Landmark is real good, maybe my second favorite Hardy album, or third after Omens or Civil Wars (1994). The opening track, “The Inner Man,” inspired by a story about Hardy’s favorite Irish poet, Clarence Mangen, features a hooky acoustic guitar part and solid drumming. “Citizens” comes next and, with its steady, rocking pulse (not something I usually associate with Jack Hardy) and Mark Knopfler-esque lead guitar part, it is reminiscent of early Dire Straits, a band that was pretty popular in the early 1980s. After that comes “Nobody Home,” and it may just be the best thing on the album in terms of how the production works with the song and the singing. The hissing wind that blows through the song sounds hauntingly close to Jack Hardy’s voice, and it echoes the sadness in the words, especially when the harmonies call out, “adieu, mon ami.” Later comes one of the man’s greatest moments, “The Tinker’s Coin,” with its tin whistle melody, slowly strident drumming, and flourishes on the fiddle and electric guitar. And “Wheelbarrow Johnny” tells the story of a 49er who winds up without any gold, but still makes good by building wheelbarrows for the other gold-seekers. There’s a good guitar lick to that one, usually played with the fiddle duplicating the melody, and those male harmonies again.

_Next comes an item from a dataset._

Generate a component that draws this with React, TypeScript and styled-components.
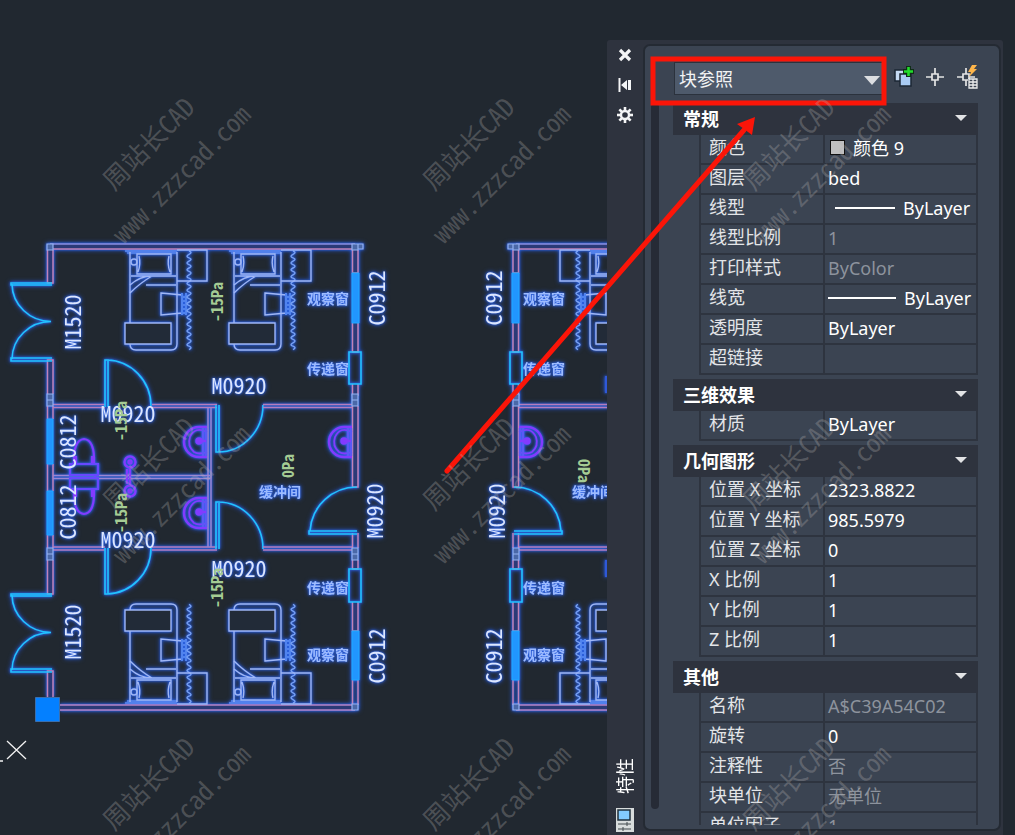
import React from "react";
import styled, { createGlobalStyle } from "styled-components";

const GlobalStyle = createGlobalStyle`
  * { box-sizing: border-box; }
  body { margin: 0; background: #212830; }
`;

const ui = `"Noto Sans", "Noto Sans CJK SC", sans-serif`;

const Workspace = styled.main`
  position: relative;
  display: flex;
  height: 100vh;
  overflow: hidden;
  background: #212830;
  font-family: ${ui};
  font-size: 18px;
  color: #fff;
`;

const Canvas = styled.section`
  flex: 1;
  min-width: 0;
  display: flex;
  overflow: hidden;
`;

const Drawing = styled.svg`
  flex: 1;
  min-width: 0;
  height: 100%;
`;

const Palette = styled.aside`
  flex: 0 0 396px;
  min-width: 0;
  display: flex;
  margin: 40px 12px 0 0;
  background: #2e333e;
  border-radius: 3px 3px 0 0;
`;

const TitleBar = styled.div`
  flex: 0 0 36px;
  display: flex;
  flex-direction: column;
  align-items: center;
  gap: 10px;
  padding: 5px 0 3px;
`;

const BarButton = styled.button`
  display: flex;
  align-items: center;
  justify-content: center;
  width: 20px;
  height: 20px;
  padding: 0;
  border: 0;
  background: none;
  color: #f4f5f6;
`;

const PaletteTitle = styled.h1`
  margin: auto 0 4px;
  font-size: 18px;
  line-height: 20px;
  font-weight: 400;
  writing-mode: vertical-rl;
  text-orientation: sideways;
  transform: rotate(180deg);
`;

const Panel = styled.div`
  flex: 1;
  min-width: 0;
  display: flex;
  flex-direction: column;
  margin: 4px 2px 4px 0;
  padding: 16px 21px 4px 6px;
  border: 2px solid #242a33;
  border-radius: 7px;
  background: #3b4452;
`;

const Toolbar = styled.div`
  display: flex;
  align-items: center;
  gap: 10px;
  padding-left: 23px;
  margin-bottom: 8px;
`;

const Picker = styled.div`
  position: relative;
  flex: 0 0 210px;
`;

const Select = styled.select`
  display: block;
  width: 100%;
  height: 33px;
  padding: 0 4px;
  border: 1px solid #2b323d;
  border-radius: 0;
  appearance: none;
  background: #4e5a6b;
  color: #f2f3f4;
  font: 18px ${ui};
`;

const PickerCaret = styled.svg`
  position: absolute;
  right: 4px;
  top: 14px;
  pointer-events: none;
`;

const ToolButton = styled.button`
  display: flex;
  padding: 0 0 3px;
  border: 0;
  background: none;
`;

const PanelBody = styled.div`
  flex: 1;
  min-height: 0;
  display: flex;
  gap: 14px;
  overflow: hidden;
`;

const ScrollTrack = styled.div`
  flex: 0 0 8px;
  margin: 0 0 16px;
  border-radius: 4px;
  background: #262b36;
`;

const Groups = styled.div`
  flex: 1;
  min-width: 0;
  display: flex;
  flex-direction: column;
  gap: 4px;
  overflow: hidden;
`;

const Group = styled.section`
  flex: none;
`;

const GroupHeader = styled.button`
  display: flex;
  align-items: center;
  justify-content: space-between;
  width: 100%;
  height: 32px;
  padding: 0 11px 3px 10px;
  border: 0;
  background: #2e333e;
  color: #fff;
  font: bold 18px ${ui};
`;

const Properties = styled.table`
  width: calc(100% - 26px);
  margin-left: 26px;
  border-collapse: separate;
  border-spacing: 0;
  border-left: 2px solid #2e343f;
  border-right: 2px solid #2e343f;
  table-layout: fixed;
`;

const Label = styled.th`
  width: 124px;
  height: 30px;
  padding: 0 0 4px 8px;
  border-bottom: 2px solid #2e343f;
  border-right: 2px solid #2e343f;
  color: #e3e5e8;
  font-weight: 400;
  line-height: 24px;
  text-align: left;
  white-space: pre;
`;

const Value = styled.td<{ $muted?: boolean }>`
  padding: 0 0 3px 3px;
  border-bottom: 2px solid #2e343f;
  color: ${(p) => (p.$muted ? "#8d939d" : "#fff")};
  line-height: 24px;
  white-space: nowrap;
`;

const ValueLine = styled.span`
  display: flex;
  align-items: center;
  gap: 8px;
`;

const Swatch = styled.i`
  width: 15px;
  height: 15px;
  margin-left: 2px;
  border: 1px solid #111;
  background: #c0c0c0;
`;

const Stroke = styled.i<{ $length: number; $indent: number }>`
  width: ${(p) => p.$length}px;
  height: 2px;
  margin-left: ${(p) => p.$indent}px;
  background: #fff;
`;

const Overlay = styled.svg`
  position: absolute;
  inset: 0;
  width: 100%;
  height: 100%;
  pointer-events: none;
`;

/* Half-width Latin glyphs keep the drafting labels narrow. */
const HalfWidthText = styled.text`
  font-family: "Noto Sans CJK SC", sans-serif;
  font-feature-settings: "hwid";
`;

const curtain = "M189 251 q4 1.4 0 3.4" + " q-4 2 0 3.4 q4 1.4 0 3.4".repeat(14);

const Bed = () => (
  <g stroke="#9fb6f5" strokeWidth="1.4" fill="none">
    <path d="M125 251H177M127 253H177" stroke="#5f8cf0" />
    <path d="M130 252V344Q130 350 136 350H171Q177 350 177 344V252" />
    <path d="M137 254H171V274H137ZM139 256Q141 264 138 272M169 256Q167 264 170 272" />
    <path d="M131 276H176M146 285H176M130 293Q140 283 152 276Q140 276 130 285" />
    <circle cx="134" cy="262" r="3" />
    <path d="M125 323H171V344H125Z" fill="#222b38" />
    <path d="M161 293L182 295V313L161 315Z" />
    <path d="M182 293V315M186 293V315M182 297H186M182 301H186M182 305H186M182 309H186M182 313H186" stroke="#5083ef" strokeWidth="2" />
    <path d={curtain} stroke="#79a2f5" />
    <path d="M177 250H207V281H177" />
  </g>
);

const Sink = () => (
  <g stroke="#823bff" fill="none" strokeWidth="2.5">
    <path d="M207 427H199A15 15 0 0 0 199 457H207" />
    <path d="M207 432Q195 426 190 437Q187 446 194 452Q199 455 207 452" strokeWidth="1.8" />
    <path d="M203 428V456M206 428V456" stroke="#5a59f5" />
    <circle cx="199" cy="441" r="2.5" fill="#823bff" />
    <path d="M199 441H206" />
  </g>
);

/* Outer wall with the observation window and the pass box. */
const EndWall = () => (
  <>
    <g fill="#2b3a78" stroke="#c183b8" strokeWidth="1.5">
      <path d="M352.500 250V273H358V250M352.500 323V352H358V323M352.500 384V395H358V384M352.500 406V487H358V406" />
      <path d="M352.500 533V548M358 533V548M352.500 560V569H358V560M352.500 602V631H358V602M352.500 680V705M358 680V705" />
    </g>
    <g fill="#4a68a8" stroke="#93b1f2" strokeWidth="1.2">
      <path d="M352 244H358V250H352ZM358 244H363V249H358ZM352 394H358V400H352ZM352 400H358V406H352ZM352 548H358V554H352ZM352 554H358V560H352ZM352 704H358V710H352Z" />
    </g>
    <g fill="#2196ff" stroke="#20aaff" strokeWidth="1">
      <path d="M352 273H359V323H352ZM352 631H359V680H352Z" />
    </g>
    <g fill="none" stroke="#22c3ff" strokeWidth="1.6">
      <path d="M349 352H361V384H349ZM349 569H361V602H349Z" />
      <path d="M357 487A47 47 0 0 0 310 531M357 531H309V534H357" />
    </g>
  </>
);

const East = () => (
  <>
    <path d="M263 404.500H353M263 407.500H353M263 547H353M263 550H353" fill="none" stroke="#b57dbd" strokeWidth="1.5" />
    <EndWall />
    <g transform="translate(104 0)"><Bed /></g>
    <g transform="matrix(1 0 0 -1 104 954)"><Bed /></g>
    <g transform="translate(145 0)"><Sink /></g>
  </>
);

const Toilet = () => (
  <g stroke="#6748ff" strokeWidth="2.2" fill="none">
    <path d="M74 464Q73 440 84 439Q95 440 94 464M76 464V456M92 464V456" stroke="#823bff" />
    <path d="M70 464H98V475H70ZM73 475H95V478H73" />
  </g>
);

interface TagProps { x: number; y: number; turn?: number; children: string; }

const Tag = ({ x, y, turn = 0, children }: TagProps) => (
  <HalfWidthText transform={`translate(${x} ${y}) rotate(${turn})`} textAnchor="middle" dy="8"
    fontSize="22" fill="#dce6ff">{children}</HalfWidthText>
);

const RoomTag = ({ x, y, children }: TagProps) => (
  <text x={x} y={y} dy="5" textAnchor="middle" fontFamily={`"Noto Sans CJK SC", sans-serif`}
    fontWeight="700" fontSize="14" fill="#9dbbff">{children}</text>
);

const Pressure = ({ x, y, turn = -90, children }: TagProps) => (
  <HalfWidthText transform={`translate(${x} ${y}) rotate(${turn})`} textAnchor="middle" dy="6"
    fontWeight="700" fontSize="16" fill="#a5cc94">{children}</HalfWidthText>
);

const glow = { filter: "drop-shadow(0 0 1px #2f68f0) drop-shadow(0 0 2px #2452c8)" };

const FloorPlan = () => (
  <Drawing role="img" aria-label="平面图">
    <g style={glow}>
      <g fill="#2b3a78">
        <path d="M50 244H355V249H50ZM60 705H355V710H60Z" />
        <path d="M516 244H620V249H516ZM516 705H620V710H516Z" />
      </g>
      <g fill="none" strokeWidth="1.5">
        <path d="M50 244H355M516 244H620" stroke="#8b8fe0" />
        <path d="M53 249H352M519 249H620" stroke="#c183b8" />
        <path d="M60 705H352M519 705H620M60 710H355M516 710H620" stroke="#b784c4" />
        <path d="M47.500 250V283H53V250M47.500 394V360H53V394M47.500 406V419M53 406V419M47.500 464V491M53 464V491M47.500 535V548M53 535V548M47.500 560V594H53V560M47.500 697V671H53V697" stroke="#c183b8" fill="#2b3a78" />
        <path d="M53 404.500H105M53 407.500H105M152 404.500H217M152 407.500H217M53 547H105M53 550H105M152 547H217M152 550H217" stroke="#b57dbd" />
        <path d="M53 475.500H210M53 478.500H210M208 408V547M211 408V547" stroke="#9b86d2" />
      </g>
      <g fill="#4a68a8" stroke="#93b1f2" strokeWidth="1.2">
        <path d="M47 244H53V250H47ZM47 394H53V400H47ZM47 400H53V406H47ZM47 548H53V554H47ZM47 554H53V560H47Z" />
      </g>
      <path d="M47 419H53V464H47ZM47 491H53V535H47Z" fill="#2196ff" stroke="#20aaff" />
      <g fill="none" stroke="#22c3ff" strokeWidth="1.6">
        <path d="M52 283H11V285H52M12 284A39 38 0 0 0 51 321.500A39 38 0 0 0 12 359M52 358H11V361H52" />
        <path d="M52 594H11V596H52M12 595A39 38 0 0 0 51 632.500A39 38 0 0 0 12 670M52 669H11V672H52" />
        <path d="M105 407V360H108V407M107 360A45 46 0 0 1 151 406" />
        <path d="M105 548V594H108V548M107 594A45 46 0 0 0 151 548" />
        <path d="M216 405V452H219V405M218 452A45 47 0 0 0 263 405" />
        <path d="M216 549V502H219V549M218 502A45 47 0 0 1 263 549" />
      </g>
      <Bed />
      <g transform="matrix(1 0 0 -1 0 954)"><Bed /></g>
      <Sink />
      <g transform="translate(0 71)"><Sink /></g>
      <Toilet />
      <g transform="matrix(1 0 0 -1 0 953)"><Toilet /></g>
      <g stroke="#823bff" strokeWidth="2.4" fill="none">
        <circle cx="130" cy="462" r="5.500" /><circle cx="130" cy="462" r="1.500" />
        <circle cx="130" cy="491" r="5.500" /><circle cx="130" cy="491" r="1.500" />
        <path d="M130 467V486M127 469V484" />
      </g>
      <East />
      <g transform="matrix(-1 0 0 1 871 0)"><East /></g>
      <path d="M606 376V393M606 560V577" stroke="#2f58d8" strokeWidth="2" />

      <Tag x={73} y={322} turn={-90}>M1520</Tag>
      <Tag x={73} y={632} turn={-90}>M1520</Tag>
      <Tag x={68} y={442} turn={-90}>C0812</Tag>
      <Tag x={68} y={512} turn={-90}>C0812</Tag>
      <Tag x={128} y={414}>M0920</Tag>
      <Tag x={128} y={540}>M0920</Tag>
      <Tag x={239} y={386}>M0920</Tag>
      <Tag x={239} y={569}>M0920</Tag>
      <Tag x={377} y={298} turn={-90}>C0912</Tag>
      <Tag x={377} y={656} turn={-90}>C0912</Tag>
      <Tag x={375} y={511} turn={-90}>M0920</Tag>
      <Tag x={494} y={298} turn={-90}>C0912</Tag>
      <Tag x={494} y={656} turn={-90}>C0912</Tag>
      <Tag x={497} y={511} turn={-90}>M0920</Tag>
      <RoomTag x={328} y={299}>观察窗</RoomTag>
      <RoomTag x={328} y={369}>传递窗</RoomTag>
      <RoomTag x={328} y={588}>传递窗</RoomTag>
      <RoomTag x={328} y={655}>观察窗</RoomTag>
      <RoomTag x={280} y={492}>缓冲间</RoomTag>
      <RoomTag x={544} y={299}>观察窗</RoomTag>
      <RoomTag x={544} y={369}>传递窗</RoomTag>
      <RoomTag x={544} y={588}>传递窗</RoomTag>
      <RoomTag x={544} y={655}>观察窗</RoomTag>
      <RoomTag x={593} y={492}>缓冲间</RoomTag>
    </g>
    <Pressure x={217} y={302}>-15Pa</Pressure>
    <Pressure x={217} y={588}>-15Pa</Pressure>
    <Pressure x={121} y={421}>-15Pa</Pressure>
    <Pressure x={121} y={513}>-15Pa</Pressure>
    <Pressure x={288} y={466}>0Pa</Pressure>
    <Pressure x={584} y={471} turn={90}>0Pa</Pressure>
    <path d="M35.500 697.500H59.500V721.500H35.500Z" fill="#0480ff" stroke="#3a6fae" />
    <path d="M7 741L26 759M26 741L7 759M0 761H3" stroke="#f2f2f2" strokeWidth="1.3" />
  </Drawing>
);

const Caret = ({ size }: { size: number }) => (
  <svg width={size} height={size / 2} viewBox="0 0 12 6" aria-hidden="true"><path d="M0 0H12L6 6Z" fill="#e2e3e5" /></svg>
);

interface Property { label: string; value?: string; muted?: boolean; swatch?: boolean; line?: [number, number]; }

const groups: { title: string; rows: Property[] }[] = [
  {
    title: "常规",
    rows: [
      { label: "颜色", value: "颜色 9", swatch: true },
      { label: "图层", value: "bed" },
      { label: "线型", value: "ByLayer", line: [60, 7] },
      { label: "线型比例", value: "1", muted: true },
      { label: "打印样式", value: "ByColor", muted: true },
      { label: "线宽", value: "ByLayer", line: [68, 0] },
      { label: "透明度", value: "ByLayer" },
      { label: "超链接" },
    ],
  },
  { title: "三维效果", rows: [{ label: "材质", value: "ByLayer" }] },
  {
    title: "几何图形",
    rows: [
      { label: "位置 X 坐标", value: "2323.8822" },
      { label: "位置 Y 坐标", value: "985.5979" },
      { label: "位置 Z 坐标", value: "0" },
      { label: "X 比例", value: "1" },
      { label: "Y 比例", value: "1" },
      { label: "Z 比例", value: "1" },
    ],
  },
  {
    title: "其他",
    rows: [
      { label: "名称", value: "A$C39A54C02", muted: true },
      { label: "旋转", value: "0" },
      { label: "注释性", value: "否", muted: true },
      { label: "块单位", value: "无单位", muted: true },
      { label: "单位因子", value: "1", muted: true },
    ],
  },
];

const PropertyRow = ({ label, value, muted, swatch, line }: Property) => (
  <tr>
    <Label scope="row">{label}</Label>
    <Value $muted={muted}>
      <ValueLine>
        {swatch && <Swatch />}
        {line && <Stroke $length={line[0]} $indent={line[1]} />}
        {value}
      </ValueLine>
    </Value>
  </tr>
);

const Crosshair = () => (
  <path d="M9 0V6M9 12V18M0 9H6M12 9H18M6 6H12V12H6Z" fill="none" stroke="#e4e4e4" strokeWidth="1.700" />
);

const gearTeeth = [0, 45, 90, 135, 180, 225, 270, 315];

const PropertiesPalette = () => (
  <Palette aria-label="特性">
    <TitleBar>
      <BarButton aria-label="关闭">
        <svg width="14" height="14"><path d="M2 2L12 12M12 2L2 12" stroke="currentColor" strokeWidth="3.200" /></svg>
      </BarButton>
      <BarButton aria-label="自动隐藏">
        <svg width="14" height="14"><path d="M1.500 0V14" stroke="currentColor" strokeWidth="2" /><path d="M3 7L9 2V12ZM10 2H13V12H10Z" fill="currentColor" /></svg>
      </BarButton>
      <BarButton aria-label="设置">
        <svg width="16" height="16" viewBox="-8 -8 16 16" fill="none" stroke="currentColor">
          <circle r="4" strokeWidth="2.400" />
          {gearTeeth.map((a) => <path key={a} d="M0 -4V-8" strokeWidth="2.600" transform={`rotate(${a})`} />)}
        </svg>
      </BarButton>
      <PaletteTitle>特性</PaletteTitle>
      <svg width="18" height="24" aria-hidden="true">
        <path d="M0 0H18V24H0Z" fill="#d8dcdc" />
        <path d="M2 2H14V12H2Z" fill="#83cbff" stroke="#20303c" strokeWidth="1.500" />
        <path d="M2 16H15M11 14V18M2 21H15M7 19V23" stroke="#40484c" />
      </svg>
    </TitleBar>
    <Panel>
      <Toolbar>
        <Picker>
          <Select aria-label="对象类型" defaultValue="block"><option value="block">块参照</option></Select>
          <PickerCaret width="16" height="9"><path d="M0 0H16L8 9Z" fill="#dcdee1" /></PickerCaret>
        </Picker>
        <ToolButton aria-label="切换 PICKADD">
          <svg width="22" height="22">
            <path d="M1 4H11V15H1Z" fill="#c6dbf4" stroke="#1c2735" strokeWidth="1.500" />
            <path d="M6 8H17V20H6Z" fill="#a9cbf3" stroke="#1c2735" strokeWidth="1.500" />
            <path d="M14.500 0V11M9 5.500H20" stroke="#0f2e16" strokeWidth="5" />
            <path d="M14.500 1V10M10 5.500H19" stroke="#22dd2c" strokeWidth="2.600" />
          </svg>
        </ToolButton>
        <ToolButton aria-label="选择对象"><svg width="20" height="18"><Crosshair /></svg></ToolButton>
        <ToolButton aria-label="快速选择">
          <svg width="24" height="24">
            <g transform="translate(1 3)"><Crosshair /></g>
            <path d="M12 14H22V24H12Z" fill="#3b4452" />
            <path d="M13 14H21V23H13ZM17 14V23M13 17H21M13 20H21" fill="none" stroke="#ededed" strokeWidth="1.300" />
            <path d="M16 0H21L18 4H21L13 12L15 7H12Z" fill="#ffb64a" />
          </svg>
        </ToolButton>
      </Toolbar>
      <PanelBody>
        <ScrollTrack />
        <Groups>
          {groups.map((g) => (
            <Group key={g.title}>
              <GroupHeader aria-expanded="true">{g.title}<Caret size={12} /></GroupHeader>
              <Properties><tbody>{g.rows.map((r) => <PropertyRow key={r.label} {...r} />)}</tbody></Properties>
            </Group>
          ))}
        </Groups>
      </PanelBody>
    </Panel>
  </Palette>
);

const watermarks = [0, 320, 640].flatMap((y) => [0, 320, 640].map((x) => ({ x, y })));

export default function App() {
  return (
    <>
      <GlobalStyle />
      <Workspace>
        <Canvas><FloorPlan /></Canvas>
        <PropertiesPalette />
        <Overlay aria-hidden="true">
          <g fill="none" stroke="#fb1508" strokeWidth="5">
            <path d="M653 59H884V103H653Z" />
            <path d="M447 471L744 130" strokeLinecap="round" />
          </g>
          <path d="M755 117L737 124L744 129L752 135Z" fill="#fb1508" />
          <g fill="#b8b4b2" fillOpacity="0.300" fontSize="26" textAnchor="middle">
            {watermarks.map(({ x, y }) => (
              <g key={`${x}-${y}`} transform={`translate(${x} ${y})`}>
                <HalfWidthText transform="translate(149 144) rotate(-45)" dy="9">周站长CAD</HalfWidthText>
                <HalfWidthText transform="translate(183 176) rotate(-45)" dy="7">www.zzzcad.com</HalfWidthText>
              </g>
            ))}
          </g>
        </Overlay>
      </Workspace>
    </>
  );
}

I just wrote an entire paragraph about a Jack Hardy album that barely touched on the lyrics. With the possible exception of Omens, I don’t think I could do that convincingly about any of his other records. I would pay money to hear Jack Hardy sing his songs in front of an audience in full confidence that I would be moved. But when it comes to listening to his albums, I’m more discriminating. And Landmark and White Shoes are at the top of the stack, with their careful arrangements accenting the great songwriting that, with this guy, is a given. Omens and Civil Wars are close behind those two, along with The Cauldron (1984) and his two most recent ones, Noir (2007) and Rye Grass (2009).